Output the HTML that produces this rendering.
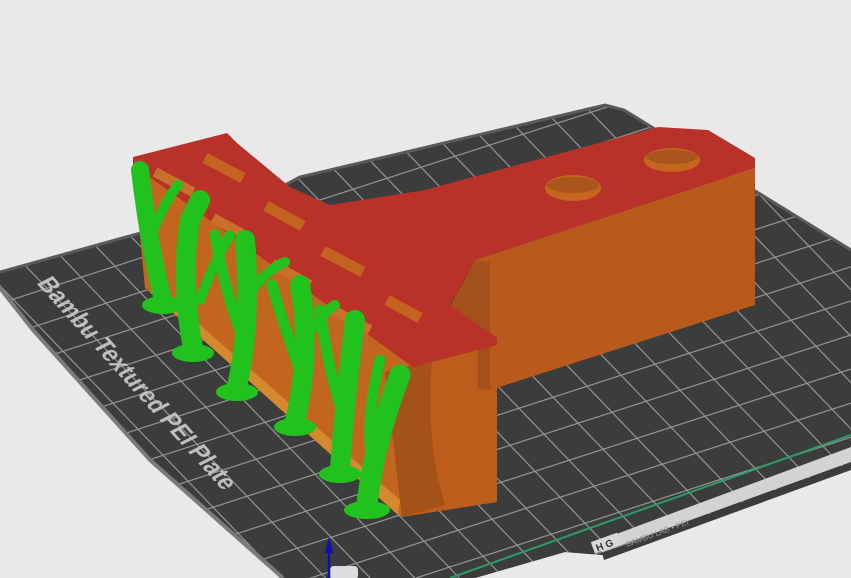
<!DOCTYPE html>
<html><head><meta charset="utf-8"><style>
html,body{margin:0;padding:0;background:#e9e9e9;}
svg{display:block;}
</style></head><body>
<svg width="851" height="578" viewBox="0 0 851 578" xmlns="http://www.w3.org/2000/svg">
<defs>
<pattern id="grid" patternUnits="userSpaceOnUse" width="100" height="100" patternTransform="matrix(0.25 0.26 0.34 -0.11 -72 258)">
<rect width="100" height="100" fill="#3b3c3c"/>
<path d="M0 0 H100 M0 0 V100" stroke="#9a9a9a" stroke-width="7" fill="none"/>
</pattern>
<clipPath id="plate"><path d="M0 272 L173 224 L285 185 L300 177 L605 105 L624 110 L851 250 L851 465 L602 555 L565 552 L475 578 L283 578 L150 460 L33 330 L0 288 Z"/></clipPath>
</defs>
<rect width="851" height="578" fill="#e9e9e9"/>
<path d="M0 272 L173 224 L285 185 L300 177 L605 105 L624 110 L851 250 L851 465 L602 555 L565 552 L475 578 L283 578 L150 460 L33 330 L0 288 Z" fill="#3b3c3c"/>
<rect width="851" height="578" fill="url(#grid)" clip-path="url(#plate)"/>
<path d="M0 272 L173 224 L285 185 L300 177 L605 105 L624 110 L851 250" fill="none" stroke="#5a5a5a" stroke-width="3"/>
<path d="M0 288 L33 330 L150 460 L283 578" fill="none" stroke="#7a7a7a" stroke-width="4"/>
<path d="M450 578 L851 435" stroke="#2e9a6a" stroke-width="2"/>
<path d="M592 543 L851 447 L851 462 L602 552 Z" fill="#d2d3d3"/>
<path d="M602 553 L851 463 L851 470 L604 560 Z" fill="#3b3c3c"/>
<rect x="592" y="537" width="28" height="12" fill="#d8d8d8" transform="rotate(-20 606 543)"/>
<text x="595" y="548" font-family="Liberation Sans, sans-serif" font-size="10" font-weight="bold" fill="#333" transform="rotate(-20 606 543)">H G</text>
<text x="625" y="542" font-family="Liberation Sans, sans-serif" font-size="8" fill="#9a9a9a" transform="rotate(-20 640 538)">BAMBU LAB • PEI</text>
<text x="0" y="0" font-family="Liberation Sans, sans-serif" font-size="25" font-weight="bold" fill="#bfbfbf" transform="translate(36 283) rotate(48) skewX(-15)" textLength="280" lengthAdjust="spacingAndGlyphs">Bambu Textured PEI Plate</text>
<path d="M133 163 L413 367 L402 517 L145 288 Z" fill="#c2651e"/>
<path d="M160 290 L400 500 L398 515 L150 292 Z" fill="#d4892e"/>
<path d="M410 360 L497 342 L497 502 L402 517 Z" fill="#bd5d1b"/>
<path d="M385 372 L432 360 Q425 440 445 505 L402 517 Z" fill="#a4511a"/>
<path d="M475 260 L755 168 L755 305 L490 390 L478 388 Z" fill="#b85a1c"/>
<path d="M475 260 L448 310 L478 337 L478 388 L490 390 L490 262 Z" fill="#a3501a"/>
<path d="M133 157 L227 133 L237 143 L290 187 L330 205 L425 190 L658 127 L708 130 L755 158 L755 168 L475 260 L450 305 L497 338 L497 345 L413 367 L133 165 Z" fill="#b9322a"/>
<g stroke="#c9702a" stroke-width="10">
<line x1="155" y1="172" x2="193" y2="192"/>
<line x1="213" y1="218" x2="250" y2="238"/>
<line x1="272" y1="264" x2="310" y2="285"/>
<line x1="333" y1="310" x2="370" y2="330"/>
</g>
<g stroke="#c4621f" stroke-width="11">
<line x1="205" y1="158" x2="243" y2="178"/>
<line x1="266" y1="206" x2="303" y2="226"/>
<line x1="323" y1="251" x2="363" y2="272"/>
<line x1="387" y1="300" x2="420" y2="318"/>
</g>
<ellipse cx="573" cy="188" rx="28" ry="13" fill="#c5661f"/>
<ellipse cx="573" cy="185" rx="26" ry="8" fill="#a9551b"/>
<ellipse cx="672" cy="160" rx="28" ry="12" fill="#c5661f"/>
<ellipse cx="672" cy="157" rx="26" ry="7" fill="#a9551b"/>
<g fill="none" stroke="#22c21e" stroke-linecap="round">
<path d="M163 300 Q148 240 140 170" stroke-width="18"/>
<path d="M150 240 Q162 205 178 185" stroke-width="10"/>
<path d="M193 348 Q180 280 190 220 L200 200" stroke-width="20"/>
<path d="M200 300 Q215 260 230 235" stroke-width="10"/>
<path d="M237 386 Q252 320 245 240" stroke-width="20"/>
<path d="M240 330 Q225 290 215 235" stroke-width="11"/>
<path d="M245 300 Q265 270 285 262" stroke-width="10"/>
<path d="M295 421 Q312 350 300 285" stroke-width="20"/>
<path d="M300 370 Q285 330 272 285" stroke-width="11"/>
<path d="M305 340 Q325 310 335 305" stroke-width="10"/>
<path d="M340 468 Q345 400 355 320" stroke-width="20"/>
<path d="M345 420 Q330 380 320 310" stroke-width="11"/>
<path d="M367 503 Q375 440 400 375" stroke-width="21"/>
<path d="M372 460 Q365 420 380 360" stroke-width="11"/>
</g>
<g fill="#22c21e">
<ellipse cx="163" cy="305" rx="21" ry="9"/>
<ellipse cx="193" cy="353" rx="21" ry="9"/>
<ellipse cx="237" cy="392" rx="21" ry="9"/>
<ellipse cx="295" cy="427" rx="21" ry="9"/>
<ellipse cx="340" cy="474" rx="21" ry="9"/>
<ellipse cx="367" cy="510" rx="23" ry="9"/>
</g>
<rect x="330" y="566" width="28" height="14" rx="4" fill="#dcdcdc"/>
<line x1="329" y1="548" x2="329" y2="578" stroke="#1010b0" stroke-width="2.5"/>
<path d="M325 553 L329 536 L333 553 Z" fill="#1010b0"/>
</svg>
</body></html>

**PROBLEM REQUIREMENTS:** Return each line from the material above exactly, but not the pictures.

**FULL RESPONSE:**
Output the HTML that produces this rendering.
<!DOCTYPE html>
<html><head><meta charset="utf-8"><style>
html,body{margin:0;padding:0;background:#e9e9e9;}
svg{display:block;}
</style></head><body>
<svg width="851" height="578" viewBox="0 0 851 578" xmlns="http://www.w3.org/2000/svg">
<defs>
<pattern id="grid" patternUnits="userSpaceOnUse" width="100" height="100" patternTransform="matrix(0.25 0.26 0.34 -0.11 -72 258)">
<rect width="100" height="100" fill="#3b3c3c"/>
<path d="M0 0 H100 M0 0 V100" stroke="#9a9a9a" stroke-width="7" fill="none"/>
</pattern>
<clipPath id="plate"><path d="M0 272 L173 224 L285 185 L300 177 L605 105 L624 110 L851 250 L851 465 L602 555 L565 552 L475 578 L283 578 L150 460 L33 330 L0 288 Z"/></clipPath>
</defs>
<rect width="851" height="578" fill="#e9e9e9"/>
<path d="M0 272 L173 224 L285 185 L300 177 L605 105 L624 110 L851 250 L851 465 L602 555 L565 552 L475 578 L283 578 L150 460 L33 330 L0 288 Z" fill="#3b3c3c"/>
<rect width="851" height="578" fill="url(#grid)" clip-path="url(#plate)"/>
<path d="M0 272 L173 224 L285 185 L300 177 L605 105 L624 110 L851 250" fill="none" stroke="#5a5a5a" stroke-width="3"/>
<path d="M0 288 L33 330 L150 460 L283 578" fill="none" stroke="#7a7a7a" stroke-width="4"/>
<path d="M450 578 L851 435" stroke="#2e9a6a" stroke-width="2"/>
<path d="M592 543 L851 447 L851 462 L602 552 Z" fill="#d2d3d3"/>
<path d="M602 553 L851 463 L851 470 L604 560 Z" fill="#3b3c3c"/>
<rect x="592" y="537" width="28" height="12" fill="#d8d8d8" transform="rotate(-20 606 543)"/>
<text x="595" y="548" font-family="Liberation Sans, sans-serif" font-size="10" font-weight="bold" fill="#333" transform="rotate(-20 606 543)">H G</text>
<text x="625" y="542" font-family="Liberation Sans, sans-serif" font-size="8" fill="#9a9a9a" transform="rotate(-20 640 538)">BAMBU LAB • PEI</text>
<text x="0" y="0" font-family="Liberation Sans, sans-serif" font-size="25" font-weight="bold" fill="#bfbfbf" transform="translate(36 283) rotate(48) skewX(-15)" textLength="280" lengthAdjust="spacingAndGlyphs">Bambu Textured PEI Plate</text>
<path d="M133 163 L413 367 L402 517 L145 288 Z" fill="#c2651e"/>
<path d="M160 290 L400 500 L398 515 L150 292 Z" fill="#d4892e"/>
<path d="M410 360 L497 342 L497 502 L402 517 Z" fill="#bd5d1b"/>
<path d="M385 372 L432 360 Q425 440 445 505 L402 517 Z" fill="#a4511a"/>
<path d="M475 260 L755 168 L755 305 L490 390 L478 388 Z" fill="#b85a1c"/>
<path d="M475 260 L448 310 L478 337 L478 388 L490 390 L490 262 Z" fill="#a3501a"/>
<path d="M133 157 L227 133 L237 143 L290 187 L330 205 L425 190 L658 127 L708 130 L755 158 L755 168 L475 260 L450 305 L497 338 L497 345 L413 367 L133 165 Z" fill="#b9322a"/>
<g stroke="#c9702a" stroke-width="10">
<line x1="155" y1="172" x2="193" y2="192"/>
<line x1="213" y1="218" x2="250" y2="238"/>
<line x1="272" y1="264" x2="310" y2="285"/>
<line x1="333" y1="310" x2="370" y2="330"/>
</g>
<g stroke="#c4621f" stroke-width="11">
<line x1="205" y1="158" x2="243" y2="178"/>
<line x1="266" y1="206" x2="303" y2="226"/>
<line x1="323" y1="251" x2="363" y2="272"/>
<line x1="387" y1="300" x2="420" y2="318"/>
</g>
<ellipse cx="573" cy="188" rx="28" ry="13" fill="#c5661f"/>
<ellipse cx="573" cy="185" rx="26" ry="8" fill="#a9551b"/>
<ellipse cx="672" cy="160" rx="28" ry="12" fill="#c5661f"/>
<ellipse cx="672" cy="157" rx="26" ry="7" fill="#a9551b"/>
<g fill="none" stroke="#22c21e" stroke-linecap="round">
<path d="M163 300 Q148 240 140 170" stroke-width="18"/>
<path d="M150 240 Q162 205 178 185" stroke-width="10"/>
<path d="M193 348 Q180 280 190 220 L200 200" stroke-width="20"/>
<path d="M200 300 Q215 260 230 235" stroke-width="10"/>
<path d="M237 386 Q252 320 245 240" stroke-width="20"/>
<path d="M240 330 Q225 290 215 235" stroke-width="11"/>
<path d="M245 300 Q265 270 285 262" stroke-width="10"/>
<path d="M295 421 Q312 350 300 285" stroke-width="20"/>
<path d="M300 370 Q285 330 272 285" stroke-width="11"/>
<path d="M305 340 Q325 310 335 305" stroke-width="10"/>
<path d="M340 468 Q345 400 355 320" stroke-width="20"/>
<path d="M345 420 Q330 380 320 310" stroke-width="11"/>
<path d="M367 503 Q375 440 400 375" stroke-width="21"/>
<path d="M372 460 Q365 420 380 360" stroke-width="11"/>
</g>
<g fill="#22c21e">
<ellipse cx="163" cy="305" rx="21" ry="9"/>
<ellipse cx="193" cy="353" rx="21" ry="9"/>
<ellipse cx="237" cy="392" rx="21" ry="9"/>
<ellipse cx="295" cy="427" rx="21" ry="9"/>
<ellipse cx="340" cy="474" rx="21" ry="9"/>
<ellipse cx="367" cy="510" rx="23" ry="9"/>
</g>
<rect x="330" y="566" width="28" height="14" rx="4" fill="#dcdcdc"/>
<line x1="329" y1="548" x2="329" y2="578" stroke="#1010b0" stroke-width="2.5"/>
<path d="M325 553 L329 536 L333 553 Z" fill="#1010b0"/>
</svg>
</body></html>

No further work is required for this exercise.